The most heated historical debates in post-Communist Poland have been provoked by two books, Neighbors from 2000 and Fear from 2008. The author of these books, Jan T. Gross, challenged the Poles’ view of themselves as solely innocent victims of German Nazism, showing that anti-Semitism could and did lead Poles to kill Jews, both during and after the war. In her presentation, Barbara Törnquist-Plewa scrutinizes the Polish reactions to these books, analyses the rhetoric in Gross’ writings and discusses his role as “mnemonic actor” in Poland. She points out that the case of Gross raises the general question of the role of historical scholarship in society.

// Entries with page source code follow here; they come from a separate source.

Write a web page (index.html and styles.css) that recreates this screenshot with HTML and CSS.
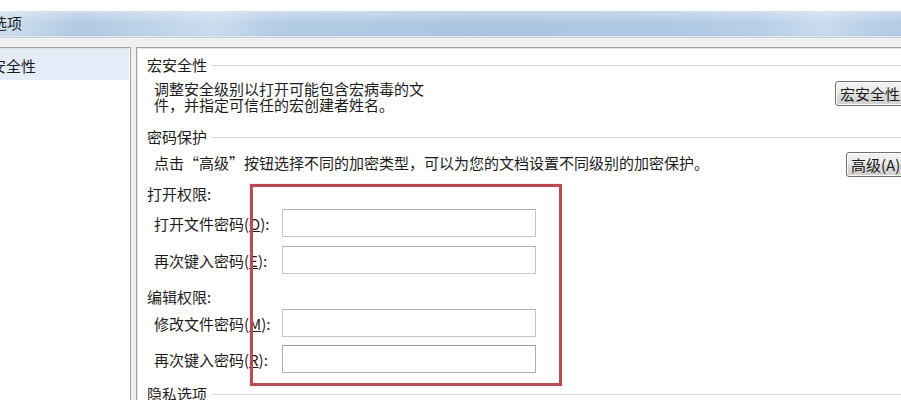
FILE: index.html
```html
<!DOCTYPE html>
<html>
<head>
    <meta charset="utf-8">
    <link rel="stylesheet" href="styles.css">
</head>
<body>
    <div class="dialog">
        <div class="titlebar">选项</div>
        <div class="window">
            <div class="sidebar">
                <div class="nav-item selected">安全性</div>
            </div>
            <div class="main">
                <div class="legend">宏安全性</div>
                <div class="desc-row">
                    <div class="desc macro-text">调整安全级别以打开可能包含宏病毒的文<br>件，并指定可信任的宏创建者姓名。</div>
                    <button class="btn">宏安全性(S)...</button>
                </div>

                <div class="legend pw-legend">密码保护</div>
                <div class="desc-row hint-row">
                    <div class="desc hint-text">点击“高级”按钮选择不同的加密类型，可以为您的文档设置不同级别的加密保护。</div>
                    <button class="btn">高级(A)...</button>
                </div>

                <div class="sub-title open-title">打开权限:</div>
                <div class="field-row first">
                    <label for="openPw">打开文件密码(<u>O</u>):</label>
                    <input type="password" id="openPw">
                </div>
                <div class="field-row second">
                    <label for="openPw2">再次键入密码(<u>E</u>):</label>
                    <input type="password" id="openPw2">
                </div>

                <div class="sub-title edit-title">编辑权限:</div>
                <div class="field-row third">
                    <label for="editPw">修改文件密码(<u>M</u>):</label>
                    <input type="password" id="editPw">
                </div>
                <div class="field-row fourth">
                    <label for="editPw2">再次键入密码(<u>R</u>):</label>
                    <input type="password" id="editPw2" class="focused">
                </div>

                <div class="legend privacy-legend">隐私选项</div>
            </div>
        </div>
    </div>
    <div class="highlight"></div>
</body>
</html>
```

FILE: styles.css
```css
html, body {
  margin: 0;
  height: 400px;
  overflow: hidden;
  background: #fff;
}

body {
  position: relative;
  font-family: "Noto Sans CJK SC", "Noto Sans", sans-serif;
  font-size: 15px;
  color: #1b1b1b;
}

.dialog {
  margin-left: -20px;
  margin-top: 11px;
  width: 980px;
}

.titlebar {
  height: 25px;
  line-height: 23px;
  padding-left: 12px;
  color: #1e1e1e;
  background:
    linear-gradient(180deg, rgba(255,255,255,0.35) 0%, rgba(255,255,255,0.05) 45%, rgba(255,255,255,0) 100%),
    linear-gradient(90deg, #d4e2f0 0%, #c7d9ec 4%, #afc8e2 10%, #b9d0e8 16%, #c9dbee 24%, #b2cbe5 30%, #a9c4e1 50%, #adc7e3 70%, #b6cee8 80%, #c8daee 86%, #b3cbe6 92%, #aec8e4 100%);
  border-bottom: 1px solid #e4ecf4;
}

.window {
  display: flex;
  gap: 5px;
  padding: 9px 0 0 8px;
  height: 400px;
  background: #f0f0f0;
  border-top: 1px solid #c6ced6;
}

.sidebar {
  width: 139px;
  background: #fff;
  border: 1px solid #a3a3a3;
  box-shadow: inset 1px 1px 0 #e2e2e2;
  padding: 1px;
}

.nav-item {
  height: 31px;
  line-height: 34px;
  padding-left: 1px;
}

.nav-item.selected {
  background: #e4ecf8;
}

.main {
  flex: 1;
  background: #fff;
  border: 1px solid #a3a3a3;
  box-shadow: inset 1px 1px 0 #e6e6e6;
  padding-left: 10px;
}

.legend {
  display: flex;
  align-items: center;
  height: 16px;
  line-height: 16px;
  margin-top: 9px;
}

.legend::after {
  content: '';
  flex: 1;
  border-top: 1px solid #d3d7dc;
  margin-left: 5px;
}

.pw-legend {
  margin-top: 16px;
}

.privacy-legend {
  margin-top: 13px;
}

.desc-row {
  display: flex;
  align-items: flex-start;
  margin-top: 8px;
  padding-left: 7px;
}

.desc {
  line-height: 16px;
}

.macro-text {
  width: 681px;
}

.hint-row {
  margin-top: 7px;
  align-items: center;
}

.hint-text {
  width: 692px;
  margin-top: -3px;
}

.btn {
  height: 25px;
  padding: 0 4px;
  font-family: inherit;
  font-size: 15px;
  color: #1b1b1b;
  white-space: nowrap;
  border: 1px solid #707070;
  border-radius: 3px;
  background: linear-gradient(180deg, #f2f2f2 0%, #ebebeb 48%, #dddddd 52%, #cfcfcf 100%);
  box-shadow: inset 0 0 0 1px #fbfbfb;
}

.sub-title {
  height: 16px;
  line-height: 16px;
}

.open-title {
  margin-top: 9px;
}

.edit-title {
  margin-top: 15px;
}

.field-row {
  display: flex;
  align-items: center;
  padding-left: 7px;
}

.field-row label {
  width: 128px;
  white-space: nowrap;
}

.field-row u {
  text-decoration: underline;
}

.field-row input {
  width: 254px;
  height: 28px;
  box-sizing: border-box;
  margin: 0;
  border: 1px solid #c2c5ca;
  border-top-color: #adb1b7;
  background: #fff;
}

.field-row input.focused {
  border-color: #a5b0ba;
  border-top-color: #8f9ba6;
}

.field-row.first {
  margin-top: 7px;
}

.field-row.second {
  margin-top: 9px;
}

.field-row.third {
  margin-top: 4px;
}

.field-row.fourth {
  margin-top: 8px;
}

.highlight {
  position: absolute;
  left: 250px;
  top: 184px;
  width: 306px;
  height: 196px;
  border: 3px solid #bb4a54;
  box-shadow: 0 0 1px rgba(187, 74, 84, 0.6);
}
```
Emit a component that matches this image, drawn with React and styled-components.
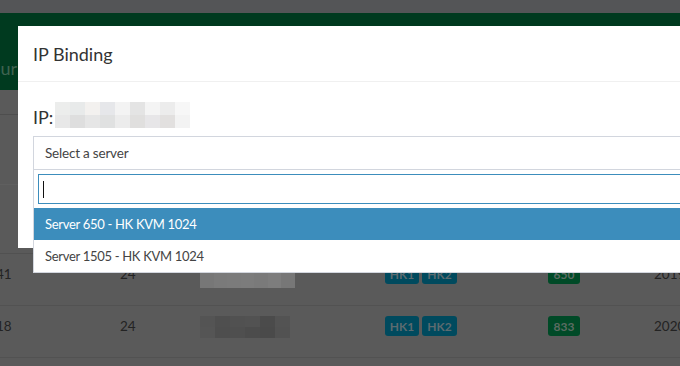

Barbara Törnquist-Plewa is professor of Central and Eastern European Studies and director of the Centre for European Studies at Lund University, Sweden. She leads the international research network “In Search for Transcultural Memory in Europe” financed by the EU. Her research focus is nationalism, collective memory, myth and symbols in Central and Eastern Europe as well cultural integration in Europe. She publishes extensively on these subjects.  She recently contributed to and edited two collections of essays entitled Cultural Transformations after Communism. Central and Eastern Europe in Focus (2011) and Painful Pasts and Useful Memories. Remembering and Forgetting in Europe (2012).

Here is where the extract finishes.